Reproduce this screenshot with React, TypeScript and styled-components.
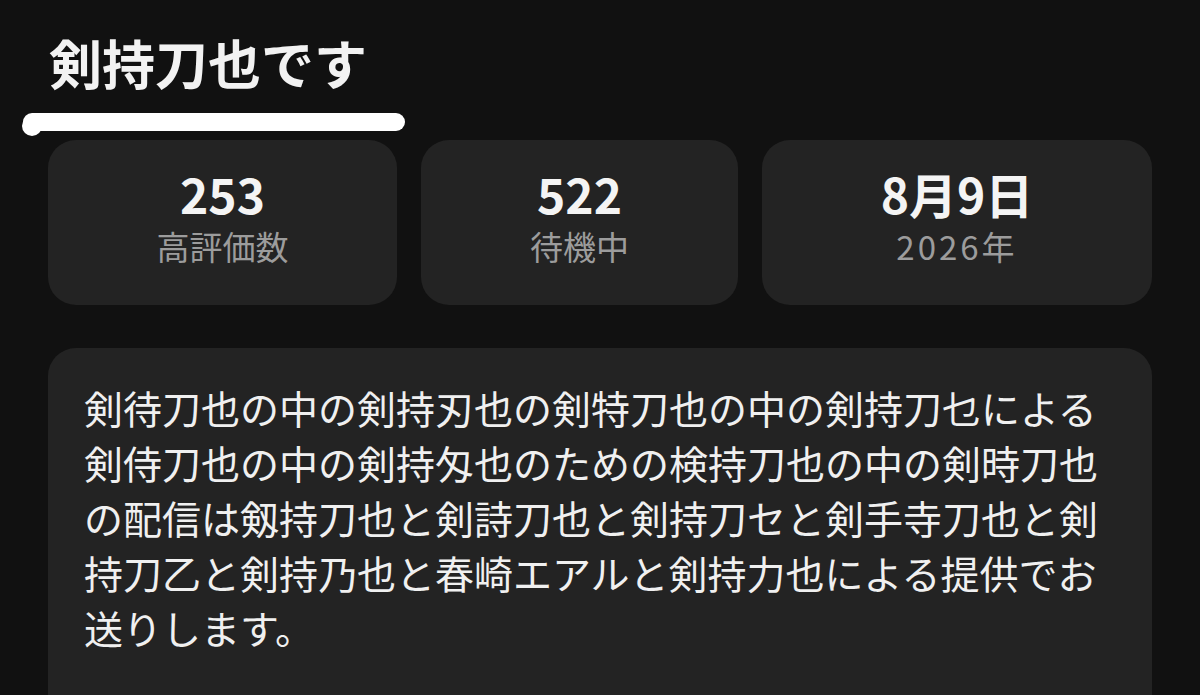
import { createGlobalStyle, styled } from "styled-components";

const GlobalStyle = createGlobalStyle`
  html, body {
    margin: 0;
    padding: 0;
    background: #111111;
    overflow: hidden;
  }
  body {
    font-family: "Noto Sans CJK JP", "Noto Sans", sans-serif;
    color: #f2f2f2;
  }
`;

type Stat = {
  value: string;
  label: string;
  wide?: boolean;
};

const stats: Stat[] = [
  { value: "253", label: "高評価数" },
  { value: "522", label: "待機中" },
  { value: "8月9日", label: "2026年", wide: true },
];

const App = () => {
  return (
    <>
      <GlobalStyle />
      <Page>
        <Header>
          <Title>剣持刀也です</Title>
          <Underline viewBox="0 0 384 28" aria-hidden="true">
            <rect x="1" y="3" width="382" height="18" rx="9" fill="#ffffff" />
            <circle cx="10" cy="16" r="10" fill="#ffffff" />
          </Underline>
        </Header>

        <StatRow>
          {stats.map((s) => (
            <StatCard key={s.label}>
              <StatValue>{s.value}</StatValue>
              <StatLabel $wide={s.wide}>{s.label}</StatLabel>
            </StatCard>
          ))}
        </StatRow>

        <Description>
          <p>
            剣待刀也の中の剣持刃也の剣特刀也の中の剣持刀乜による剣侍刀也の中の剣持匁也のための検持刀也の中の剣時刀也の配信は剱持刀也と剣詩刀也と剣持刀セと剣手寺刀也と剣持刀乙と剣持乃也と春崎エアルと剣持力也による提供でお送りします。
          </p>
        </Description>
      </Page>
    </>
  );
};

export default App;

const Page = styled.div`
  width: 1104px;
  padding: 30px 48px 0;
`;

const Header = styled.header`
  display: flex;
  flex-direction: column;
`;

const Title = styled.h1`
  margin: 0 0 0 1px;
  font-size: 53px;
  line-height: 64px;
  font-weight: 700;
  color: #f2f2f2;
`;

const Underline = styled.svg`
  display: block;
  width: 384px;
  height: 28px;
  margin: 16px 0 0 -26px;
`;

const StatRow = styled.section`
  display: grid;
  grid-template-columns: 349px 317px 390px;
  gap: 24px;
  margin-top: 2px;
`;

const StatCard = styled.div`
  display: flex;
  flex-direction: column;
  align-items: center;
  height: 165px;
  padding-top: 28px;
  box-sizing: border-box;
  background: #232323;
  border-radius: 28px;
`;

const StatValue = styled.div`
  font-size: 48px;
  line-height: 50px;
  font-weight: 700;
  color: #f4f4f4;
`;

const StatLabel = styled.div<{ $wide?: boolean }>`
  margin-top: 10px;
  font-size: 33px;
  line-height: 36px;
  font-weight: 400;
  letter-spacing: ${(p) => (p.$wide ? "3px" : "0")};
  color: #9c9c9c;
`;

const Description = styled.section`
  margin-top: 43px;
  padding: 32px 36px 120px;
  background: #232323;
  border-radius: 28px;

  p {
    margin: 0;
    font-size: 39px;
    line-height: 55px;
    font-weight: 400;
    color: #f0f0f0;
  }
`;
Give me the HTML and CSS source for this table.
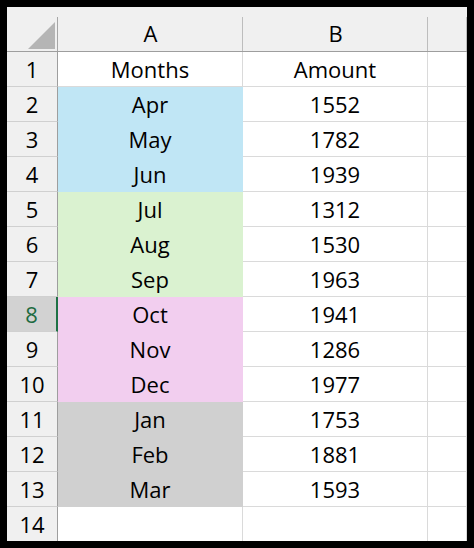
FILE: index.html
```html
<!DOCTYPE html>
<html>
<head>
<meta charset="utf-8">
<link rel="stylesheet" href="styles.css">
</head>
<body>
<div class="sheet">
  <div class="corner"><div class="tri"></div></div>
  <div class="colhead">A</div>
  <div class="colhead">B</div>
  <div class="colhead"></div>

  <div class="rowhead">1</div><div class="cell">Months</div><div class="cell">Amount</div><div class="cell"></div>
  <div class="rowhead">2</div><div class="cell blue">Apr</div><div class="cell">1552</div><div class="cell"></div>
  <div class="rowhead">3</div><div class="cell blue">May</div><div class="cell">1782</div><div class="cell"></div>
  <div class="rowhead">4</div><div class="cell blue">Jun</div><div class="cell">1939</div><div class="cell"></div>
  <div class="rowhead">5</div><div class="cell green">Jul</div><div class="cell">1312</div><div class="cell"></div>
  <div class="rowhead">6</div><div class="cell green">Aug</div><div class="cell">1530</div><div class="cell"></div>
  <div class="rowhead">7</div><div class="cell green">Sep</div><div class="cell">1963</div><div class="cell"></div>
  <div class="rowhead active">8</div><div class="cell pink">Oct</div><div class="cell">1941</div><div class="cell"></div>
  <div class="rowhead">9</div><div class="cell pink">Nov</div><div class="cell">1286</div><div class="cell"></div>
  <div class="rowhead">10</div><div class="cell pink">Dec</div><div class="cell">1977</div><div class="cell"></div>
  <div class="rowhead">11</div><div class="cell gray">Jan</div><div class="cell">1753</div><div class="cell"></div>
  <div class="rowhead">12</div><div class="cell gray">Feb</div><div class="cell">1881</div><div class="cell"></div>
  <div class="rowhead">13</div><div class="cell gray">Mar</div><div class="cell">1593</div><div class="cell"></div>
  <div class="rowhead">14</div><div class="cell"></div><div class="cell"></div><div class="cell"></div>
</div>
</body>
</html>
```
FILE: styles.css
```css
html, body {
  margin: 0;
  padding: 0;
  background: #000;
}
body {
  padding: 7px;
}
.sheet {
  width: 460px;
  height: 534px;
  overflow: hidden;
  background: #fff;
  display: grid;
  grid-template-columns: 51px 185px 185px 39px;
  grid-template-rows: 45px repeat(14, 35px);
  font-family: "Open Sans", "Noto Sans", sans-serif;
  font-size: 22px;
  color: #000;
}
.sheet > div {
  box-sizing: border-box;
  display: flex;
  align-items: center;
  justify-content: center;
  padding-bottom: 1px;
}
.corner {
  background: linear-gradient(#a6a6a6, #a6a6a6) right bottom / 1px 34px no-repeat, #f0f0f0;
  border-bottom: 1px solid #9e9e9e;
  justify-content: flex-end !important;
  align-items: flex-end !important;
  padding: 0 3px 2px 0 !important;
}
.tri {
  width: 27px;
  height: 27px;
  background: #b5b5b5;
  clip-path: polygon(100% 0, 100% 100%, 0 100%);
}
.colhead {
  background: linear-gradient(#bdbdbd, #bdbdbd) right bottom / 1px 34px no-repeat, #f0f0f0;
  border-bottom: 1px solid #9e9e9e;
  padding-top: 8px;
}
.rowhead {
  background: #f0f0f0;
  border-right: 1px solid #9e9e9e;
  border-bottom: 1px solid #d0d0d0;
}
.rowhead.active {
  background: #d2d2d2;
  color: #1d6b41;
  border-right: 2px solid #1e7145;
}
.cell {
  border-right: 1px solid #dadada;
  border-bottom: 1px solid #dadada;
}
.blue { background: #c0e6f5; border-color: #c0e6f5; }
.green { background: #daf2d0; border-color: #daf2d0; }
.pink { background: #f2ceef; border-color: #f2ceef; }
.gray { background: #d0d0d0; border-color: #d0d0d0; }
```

◆ Set task
Output each line exactly; omit every picture.

◆ Task response
Reproduce this screenshot with React, TypeScript and styled-components.
import { createGlobalStyle, styled } from "styled-components";

const GlobalStyle = createGlobalStyle`
  html, body {
    margin: 0;
    padding: 0;
    background: #111111;
    overflow: hidden;
  }
  body {
    font-family: "Noto Sans CJK JP", "Noto Sans", sans-serif;
    color: #f2f2f2;
  }
`;

type Stat = {
  value: string;
  label: string;
  wide?: boolean;
};

const stats: Stat[] = [
  { value: "253", label: "高評価数" },
  { value: "522", label: "待機中" },
  { value: "8月9日", label: "2026年", wide: true },
];

const App = () => {
  return (
    <>
      <GlobalStyle />
      <Page>
        <Header>
          <Title>剣持刀也です</Title>
          <Underline viewBox="0 0 384 28" aria-hidden="true">
            <rect x="1" y="3" width="382" height="18" rx="9" fill="#ffffff" />
            <circle cx="10" cy="16" r="10" fill="#ffffff" />
          </Underline>
        </Header>

        <StatRow>
          {stats.map((s) => (
            <StatCard key={s.label}>
              <StatValue>{s.value}</StatValue>
              <StatLabel $wide={s.wide}>{s.label}</StatLabel>
            </StatCard>
          ))}
        </StatRow>

        <Description>
          <p>
            剣待刀也の中の剣持刃也の剣特刀也の中の剣持刀乜による剣侍刀也の中の剣持匁也のための検持刀也の中の剣時刀也の配信は剱持刀也と剣詩刀也と剣持刀セと剣手寺刀也と剣持刀乙と剣持乃也と春崎エアルと剣持力也による提供でお送りします。
          </p>
        </Description>
      </Page>
    </>
  );
};

export default App;

const Page = styled.div`
  width: 1104px;
  padding: 30px 48px 0;
`;

const Header = styled.header`
  display: flex;
  flex-direction: column;
`;

const Title = styled.h1`
  margin: 0 0 0 1px;
  font-size: 53px;
  line-height: 64px;
  font-weight: 700;
  color: #f2f2f2;
`;

const Underline = styled.svg`
  display: block;
  width: 384px;
  height: 28px;
  margin: 16px 0 0 -26px;
`;

const StatRow = styled.section`
  display: grid;
  grid-template-columns: 349px 317px 390px;
  gap: 24px;
  margin-top: 2px;
`;

const StatCard = styled.div`
  display: flex;
  flex-direction: column;
  align-items: center;
  height: 165px;
  padding-top: 28px;
  box-sizing: border-box;
  background: #232323;
  border-radius: 28px;
`;

const StatValue = styled.div`
  font-size: 48px;
  line-height: 50px;
  font-weight: 700;
  color: #f4f4f4;
`;

const StatLabel = styled.div<{ $wide?: boolean }>`
  margin-top: 10px;
  font-size: 33px;
  line-height: 36px;
  font-weight: 400;
  letter-spacing: ${(p) => (p.$wide ? "3px" : "0")};
  color: #9c9c9c;
`;

const Description = styled.section`
  margin-top: 43px;
  padding: 32px 36px 120px;
  background: #232323;
  border-radius: 28px;

  p {
    margin: 0;
    font-size: 39px;
    line-height: 55px;
    font-weight: 400;
    color: #f0f0f0;
  }
`;
Give me the HTML and CSS source for this table.
FILE: index.html
```html
<!DOCTYPE html>
<html>
<head>
<meta charset="utf-8">
<link rel="stylesheet" href="styles.css">
</head>
<body>
<div class="sheet">
  <div class="corner"><div class="tri"></div></div>
  <div class="colhead">A</div>
  <div class="colhead">B</div>
  <div class="colhead"></div>

  <div class="rowhead">1</div><div class="cell">Months</div><div class="cell">Amount</div><div class="cell"></div>
  <div class="rowhead">2</div><div class="cell blue">Apr</div><div class="cell">1552</div><div class="cell"></div>
  <div class="rowhead">3</div><div class="cell blue">May</div><div class="cell">1782</div><div class="cell"></div>
  <div class="rowhead">4</div><div class="cell blue">Jun</div><div class="cell">1939</div><div class="cell"></div>
  <div class="rowhead">5</div><div class="cell green">Jul</div><div class="cell">1312</div><div class="cell"></div>
  <div class="rowhead">6</div><div class="cell green">Aug</div><div class="cell">1530</div><div class="cell"></div>
  <div class="rowhead">7</div><div class="cell green">Sep</div><div class="cell">1963</div><div class="cell"></div>
  <div class="rowhead active">8</div><div class="cell pink">Oct</div><div class="cell">1941</div><div class="cell"></div>
  <div class="rowhead">9</div><div class="cell pink">Nov</div><div class="cell">1286</div><div class="cell"></div>
  <div class="rowhead">10</div><div class="cell pink">Dec</div><div class="cell">1977</div><div class="cell"></div>
  <div class="rowhead">11</div><div class="cell gray">Jan</div><div class="cell">1753</div><div class="cell"></div>
  <div class="rowhead">12</div><div class="cell gray">Feb</div><div class="cell">1881</div><div class="cell"></div>
  <div class="rowhead">13</div><div class="cell gray">Mar</div><div class="cell">1593</div><div class="cell"></div>
  <div class="rowhead">14</div><div class="cell"></div><div class="cell"></div><div class="cell"></div>
</div>
</body>
</html>
```
FILE: styles.css
```css
html, body {
  margin: 0;
  padding: 0;
  background: #000;
}
body {
  padding: 7px;
}
.sheet {
  width: 460px;
  height: 534px;
  overflow: hidden;
  background: #fff;
  display: grid;
  grid-template-columns: 51px 185px 185px 39px;
  grid-template-rows: 45px repeat(14, 35px);
  font-family: "Open Sans", "Noto Sans", sans-serif;
  font-size: 22px;
  color: #000;
}
.sheet > div {
  box-sizing: border-box;
  display: flex;
  align-items: center;
  justify-content: center;
  padding-bottom: 1px;
}
.corner {
  background: linear-gradient(#a6a6a6, #a6a6a6) right bottom / 1px 34px no-repeat, #f0f0f0;
  border-bottom: 1px solid #9e9e9e;
  justify-content: flex-end !important;
  align-items: flex-end !important;
  padding: 0 3px 2px 0 !important;
}
.tri {
  width: 27px;
  height: 27px;
  background: #b5b5b5;
  clip-path: polygon(100% 0, 100% 100%, 0 100%);
}
.colhead {
  background: linear-gradient(#bdbdbd, #bdbdbd) right bottom / 1px 34px no-repeat, #f0f0f0;
  border-bottom: 1px solid #9e9e9e;
  padding-top: 8px;
}
.rowhead {
  background: #f0f0f0;
  border-right: 1px solid #9e9e9e;
  border-bottom: 1px solid #d0d0d0;
}
.rowhead.active {
  background: #d2d2d2;
  color: #1d6b41;
  border-right: 2px solid #1e7145;
}
.cell {
  border-right: 1px solid #dadada;
  border-bottom: 1px solid #dadada;
}
.blue { background: #c0e6f5; border-color: #c0e6f5; }
.green { background: #daf2d0; border-color: #daf2d0; }
.pink { background: #f2ceef; border-color: #f2ceef; }
.gray { background: #d0d0d0; border-color: #d0d0d0; }
```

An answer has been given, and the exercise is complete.